For me, I hope to teach Alessia how to enjoy the little things. To be in the moment, to have a love for music, walking in the cold all wrapped up, looking at the lights, playing Christmas songs in our kitchen and singing along, making lovely food, enjoying the smells and all the time you get to spend with your family.

If I can teach her how to enjoy the moment, it's a gift she can carry with her, for her whole life. Material possessions are great, but without, learning to appreciate the simple things in life, no amount of material wealth can make her happy. 




Christmas for me is about that feeling I get in my stomach from the end of November till mid January. It stemmed from my childhood. The memories I have of putting up our Christmas tree, we would put our Disney carol video on and get the decorations out. We all decorated it, the lights would always be broken and my grandfather would always come to fix them.

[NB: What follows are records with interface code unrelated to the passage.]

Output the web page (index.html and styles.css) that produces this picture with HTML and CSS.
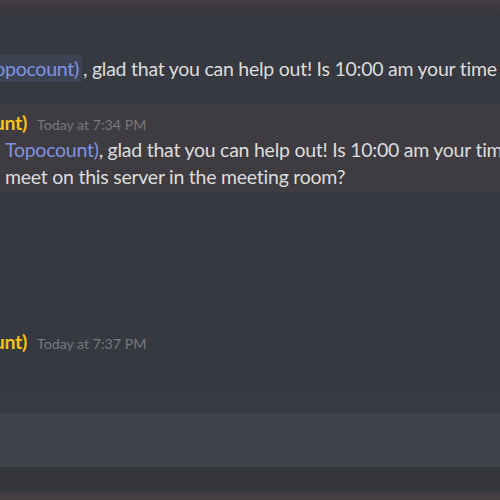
FILE: index.html
```html
<!DOCTYPE html>
<html>
<head>
<meta charset="utf-8">
<link rel="stylesheet" href="styles.css">
</head>
<body>
<div class="app">
  <div class="topbar"></div>
  <div class="chat">
    <div class="line first">
      <span class="clip mention-clip"><span class="mention boxed">@Topocount)</span></span><span class="text">, glad that you can help out! Is 10:00 am your time to</span>
    </div>
    <div class="msg highlighted">
      <div class="header">
        <span class="clip name-clip"><span class="name">(Topocount)</span></span>
        <span class="stamp">Today at 7:34 PM</span>
      </div>
      <div class="body">
        <div class="line"><span class="mention">Topocount)</span>, glad that you can help out! Is 10:00 am your time to</div>
        <div class="line">meet on this server in the meeting room?</div>
      </div>
    </div>
    <div class="msg last">
      <div class="header">
        <span class="clip name-clip"><span class="name">(Topocount)</span></span>
        <span class="stamp">Today at 7:37 PM</span>
      </div>
    </div>
  </div>
  <div class="composer">
    <div class="composer-top"></div>
    <div class="input"></div>
    <div class="composer-bottom"></div>
    <div class="bottombar"></div>
  </div>
</div>
</body>
</html>
```
FILE: styles.css
```css
html, body {
  margin: 0;
  padding: 0;
  background: #36393f;
}
.app {
  width: 500px;
  height: 500px;
  overflow: hidden;
  display: flex;
  flex-direction: column;
  font-family: Lato, "Open Sans", sans-serif;
  color: #dcddde;
  background: #36393f;
}
.topbar {
  height: 14px;
  flex: none;
  background: linear-gradient(#463e42 0px, #3f3b40 6px, #36393f 14px);
}
.chat {
  flex: 1;
  display: flex;
  flex-direction: column;
}
.line {
  font-size: 19.5px;
  line-height: 27px;
  letter-spacing: -0.25px;
  white-space: nowrap;
  overflow: hidden;
  display: flex;
  align-items: center;
}
.first {
  margin-top: 41px;
  height: 27px;
}
.clip {
  display: inline-flex;
  justify-content: flex-end;
  overflow: hidden;
  flex: none;
}
.mention-clip {
  width: 82px;
}
.mention {
  color: #7f93e2;
}
.boxed {
  background: rgba(114, 137, 218, 0.12);
  border-radius: 3px;
  padding: 0 3px 0 2px;
  line-height: 28px;
}
.text {
  margin-left: 1px;
}
.msg.highlighted {
  margin-top: 22px;
  background: #3e3c41;
  padding: 5px 0 2px 0;
}
.header {
  display: flex;
  align-items: baseline;
  height: 27px;
  line-height: 27px;
}
.name-clip {
  width: 27px;
}
.name {
  color: #f8c31a;
  font-weight: 700;
  font-size: 19.5px;
  letter-spacing: -0.3px;
  white-space: nowrap;
}
.stamp {
  margin-left: 10px;
  font-size: 14.2px;
  color: #75787f;
}
.body {
  padding-left: 5px;
}
.body .line {
  display: block;
}
.msg.last {
  margin-top: 136px;
}
.composer {
  flex: none;
  display: flex;
  flex-direction: column;
}
.composer-top {
  height: 19px;
  background: #383b41;
}
.input {
  height: 54px;
  background: #40434b;
}
.composer-bottom {
  height: 23px;
  background: #34363c;
}
.bottombar {
  height: 10px;
  background: linear-gradient(#34363c, #4a4045 60%, #433d42);
}
```
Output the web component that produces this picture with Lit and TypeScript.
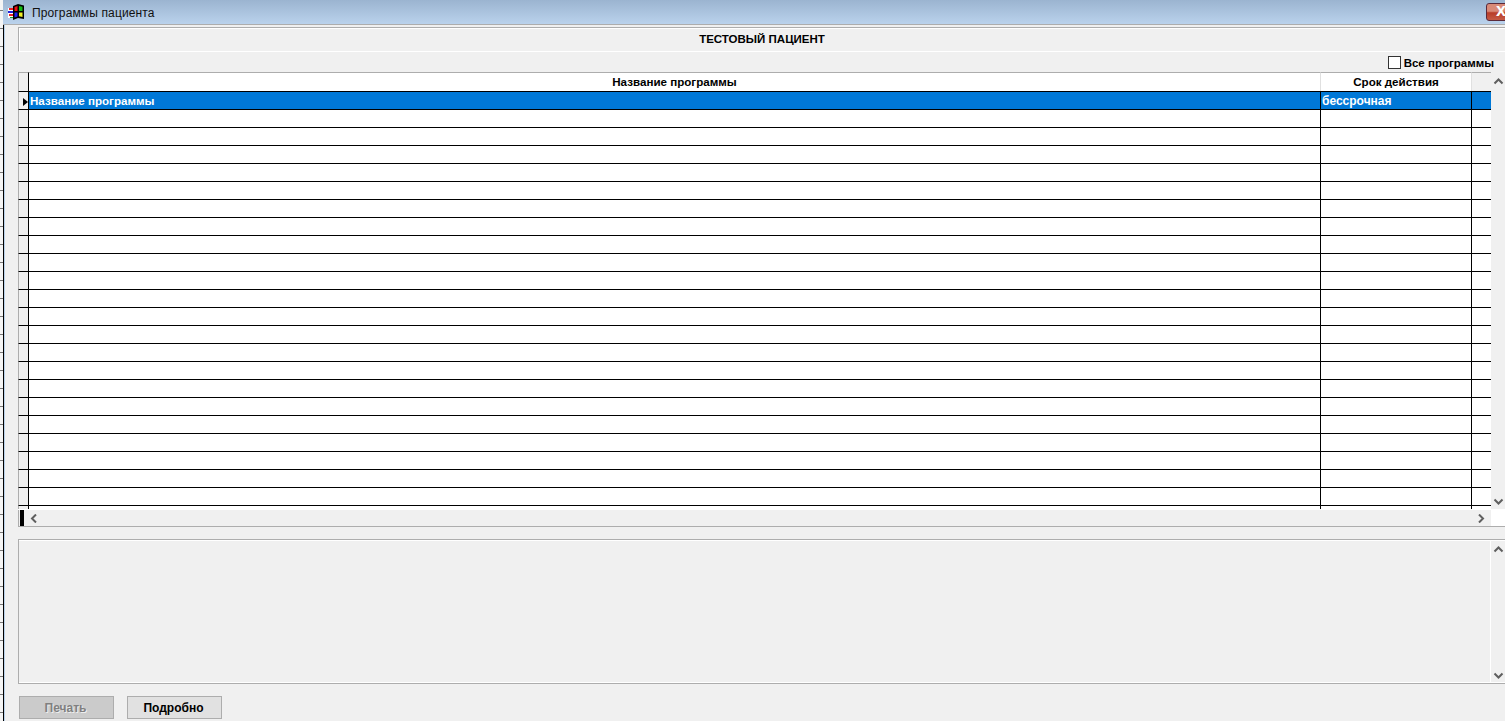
import { LitElement, html, css } from "lit";
import { customElement } from "lit/decorators.js";

const chevron = (d: string) => html`<svg class="chev" width="11" height="9" viewBox="0 0 11 9"><path d=${d} fill="none" stroke="#5f5f5f" stroke-width="2"/></svg>`;
const UP = "M1.5 6.5L5.5 2.5L9.5 6.5";
const DOWN = "M1.5 2.5L5.5 6.5L9.5 2.5";
const LEFT = "M7 .5L3 4.5L7 8.5";
const RIGHT = "M4 .5L8 4.5L4 8.5";

@customElement("app-root")
export class AppRoot extends LitElement {
  static styles = css`
    :host { display: block; width: 1505px; height: 721px; overflow: hidden; font-family: "Liberation Sans", Arial, sans-serif; font-size: 11.6px; color: #000; }
    .desk { display: flex; height: 721px; }
    .strip { width: 3px; flex: none; background: repeating-linear-gradient(#f4f4f4 0 10px, #777 10px 11px, #f4f4f4 11px 18px); }
    .win { flex: 1; min-width: 0; display: flex; flex-direction: column; background: #f0f0f0; }
    .title { height: 25px; flex: none; box-sizing: border-box; display: flex; align-items: center; background: linear-gradient(#9bb4d0, #bad2ec); border-bottom: 1px solid #adadad; position: relative; font-size: 12px; color: #111; }
    .title .logo { margin-left: 5px; width: 17px; height: 16px; flex: none; }
    .title .t { margin-left: 7px; letter-spacing: .13px; margin-top: 1px; }
    .close { position: absolute; right: -15px; top: 3px; width: 34px; height: 18px; box-sizing: border-box; border: 1px solid #5b2a3a; border-radius: 3px; background: linear-gradient(#d98a78 0 45%, #b83c28 55%, #c55a45); color: #fff; font-weight: bold; font-size: 18px; line-height: 13px; padding-left: 9px; }
    .body { flex: 1; display: flex; flex-direction: column; padding: 2px 0 0 14px; min-height: 0; border-left: 1px solid #000; box-shadow: inset 1px 0 0 #b9d1ea; }
    .patient { height: 25px; box-sizing: border-box; flex: none; padding-bottom: 2px; border: 1px solid #fff; border-top-color: #adadad; border-left-color: #adadad; border-right: none; display: flex; align-items: center; justify-content: center; font-weight: bold; font-size: 11.5px; box-shadow: inset 1px 1px 0 #fff; }
    .opts { height: 20px; flex: none; display: flex; justify-content: flex-end; align-items: center; gap: 3px; padding: 1px 11px 0 0; box-sizing: border-box; font-weight: bold; font-size: 11.5px; }
    .cb { width: 11px; height: 11px; border: 1px solid #333; background: #fff; }
    .gridwrap { display: grid; grid-template-columns: 1fr 14px; flex: none; height: 437px; }
    .grid { display: grid; grid-template-columns: 10px 1292px 151px 1fr; grid-template-rows: 19px; grid-auto-rows: 18px; background: #fff; height: 437px; overflow: hidden; align-content: start; }
    .c { box-sizing: border-box; border-top: 1px solid #000; border-left: 1px solid #000; padding-left: 1px; line-height: 18px; white-space: nowrap; }
    .ind { background: #f0f0f0; border-top: 1px solid #000; box-sizing: border-box; border-left: 1px solid #adadad; position: relative; }
    .h { box-sizing: border-box; background: #fff; border-top: 1px solid #adadad; border-left: 1px solid #e0e0e0; text-align: center; font-weight: bold; line-height: 18px; }
    .h.c0 { background: #f0f0f0; border-left: 1px solid #adadad; }
    .h.c1 { border-left: 1px solid #000; }
    .h.c3 { background: #f0f0f0; }
    .sel { background: #0078d7; color: #fff; font-weight: bold; }
    .sel.wide { font-size: 12px; }
    .arrow { position: absolute; left: 4px; top: 6px; width: 0; height: 0; border-left: 5px solid #000; border-top: 4px solid transparent; border-bottom: 4px solid transparent; }
    .vs { background: #f0f0f0; display: flex; flex-direction: column; justify-content: space-between; align-items: center; padding: 5px 0 3px; }
    .hs { height: 18px; flex: none; display: grid; grid-template-columns: 1fr 14px; background: #fff; box-sizing: border-box; border-bottom: 1px solid #adadad; }
    .hs .track { background: #f0f0f0; margin-top: 1px; border-left: 1px solid #adadad; display: flex; align-items: center; padding: 0 5px 0 1px; gap: 5px; }
    .hs .thumb { width: 4px; height: 16px; background: #000; margin-top: -1px; }
    .hs .sp { flex: 1; }
    .memo { margin-top: 12px; height: 145px; flex: none; box-sizing: border-box; display: grid; grid-template-columns: 1fr 14px; border-top: 1px solid #adadad; border-left: 1px solid #adadad; border-bottom: 1px solid #adadad; box-shadow: inset 0 1px 0 #fff, inset 0 -1px 0 #fff; }
    .memo .tx { border-right: 1px solid #fff; }
    .memo .vs { padding: 5px 0 3px; background: none; }
    .btns { display: flex; gap: 13px; padding: 12px 0 0 1px; }
    .btn { width: 95px; height: 23px; box-sizing: border-box; border: 1px solid #adadad; background: #e1e1e1; display: flex; align-items: center; justify-content: center; padding-right: 2px; font-weight: bold; font-size: 12px; }
    .btn.dis { background: #cbcbcb; color: #808080; text-shadow: 1px 1px 0 #eee; }
    .chev { display: block; }
  `;

  render() {
    const rows = Array.from({ length: 23 }, (_, i) => i);
    return html`<div class="desk">
      <div class="strip"></div>
      <div class="win">
        <div class="title">
          <svg class="logo" viewBox="0 0 17 16">
            <path d="M0 4h6v10H0z" fill="#fff"/>
            <path d="M1 4h4v2H1z" fill="#e22"/><path d="M0 7h5v2H0z" fill="#22d"/><path d="M1 10h4v2H1z" fill="#e22"/><path d="M2 13h3v1H2z" fill="#2a2"/>
            <path d="M5 2l5-2 6 1.500V15l-6-1-5 2z" fill="#000"/>
            <path d="M6.500 3l3-1v5h-3z" fill="#e11"/><path d="M11 2l3.500 .8V7H11z" fill="#1b1"/>
            <path d="M6.500 8.500h3v4l-3 1z" fill="#22e"/><path d="M11 8.500h3.500v4.500l-3.500-.7z" fill="#ee2"/>
          </svg>
          <span class="t">Программы пациента</span>
          <div class="close">x</div>
        </div>
        <div class="body">
          <div class="patient">ТЕСТОВЫЙ ПАЦИЕНТ</div>
          <div class="opts"><span class="cb"></span><span>Все программы</span></div>
          <div class="gridwrap">
            <div class="grid">
              <div class="h c0"></div>
              <div class="h c1">Название программы</div>
              <div class="h">Срок действия</div>
              <div class="h c3"></div>
              <div class="ind"><span class="arrow"></span></div>
              <div class="c sel">Название программы</div>
              <div class="c sel wide">бессрочная</div>
              <div class="c sel"></div>
              ${rows.map(() => html`<div class="ind"></div><div class="c"></div><div class="c"></div><div class="c"></div>`)}
            </div>
            <div class="vs">${chevron(UP)}${chevron(DOWN)}</div>
          </div>
          <div class="hs">
            <div class="track"><span class="thumb"></span>${chevron(LEFT)}<span class="sp"></span>${chevron(RIGHT)}</div>
            <div></div>
          </div>
          <div class="memo"><div class="tx"></div><div class="vs">${chevron(UP)}${chevron(DOWN)}</div></div>
          <div class="btns"><div class="btn dis">Печать</div><div class="btn">Подробно</div></div>
        </div>
      </div>
    </div>`;
  }
}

Or how every year I would search for the same pair of socks of my mum's to use for my stocking I didn't want anything else this was tradition. Or the trip to my grandparents house to put their tree up, and the Christmas dinner we would have in their house a few days before Christmas.





 I don't remember every toy I got, or how much my parents spend on me, none of that mattered. It was the Christmas spirit they gave me, the love for life, the joy and happiness. So this year for Alessia of course I'll get her something off Santa. So she will have the experience of opening a present, I'm sure this present will not be around in a few years and will be long forgotten. But what I do hope she will remember and what will stay with her is the time I spend with her. Bringing her to the lights, carol services, putting up my parents' tree, and going to see Santa. I want to teach her how to feel Christmas rather than buy it. In hope that this gift will seep into every other part of her life.